House of Frankenstein (1944) House of Frankenstein (1944) *

     By the mid-1940’s, the name of the game as far as Universal horror was concerned was scrambling to find ways to keep the studio’s stable of increasingly senile monster franchises profitable. 1943’s Frankenstein Meets the Wolf Man, though both boring and stupid, at least performed its primary function of pouring money into Universal’s coffers, and the studio was quick to learn the lesson that its success at the box office seemed to be teaching. If teaming up two monsters could bring in more cash than could be had from the traditional single-monster approach, surely it followed that three, four, or even five monsters in one movie would be a license to print money!
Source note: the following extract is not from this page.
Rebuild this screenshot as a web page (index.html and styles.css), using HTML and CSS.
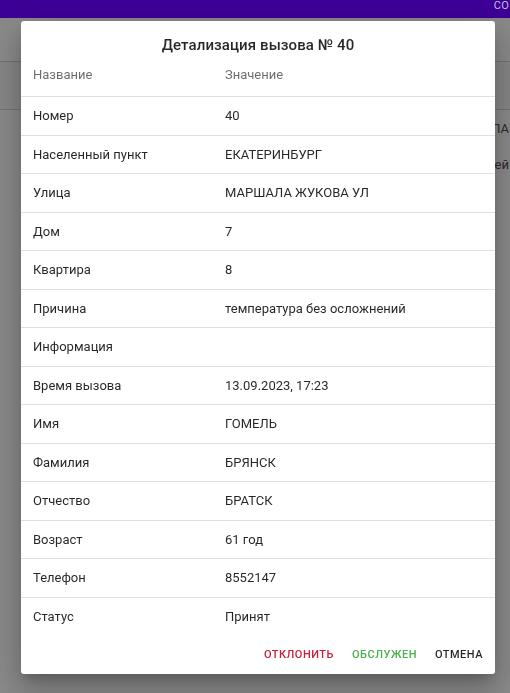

With that in mind, Universal unleashed House of Frankenstein, which featured a mad doctor, a sadistic hunchback, the Frankenstein monster, Larry Talbot the Wolf Man, and Count Dracula in what the producers hoped would be the ultimate monster hoe-down. But in the mad rush to squeeze in the maximum possible number of monsters, the folks in charge of the project forgot to include one thing— anything even remotely resembling a coherent, unified story.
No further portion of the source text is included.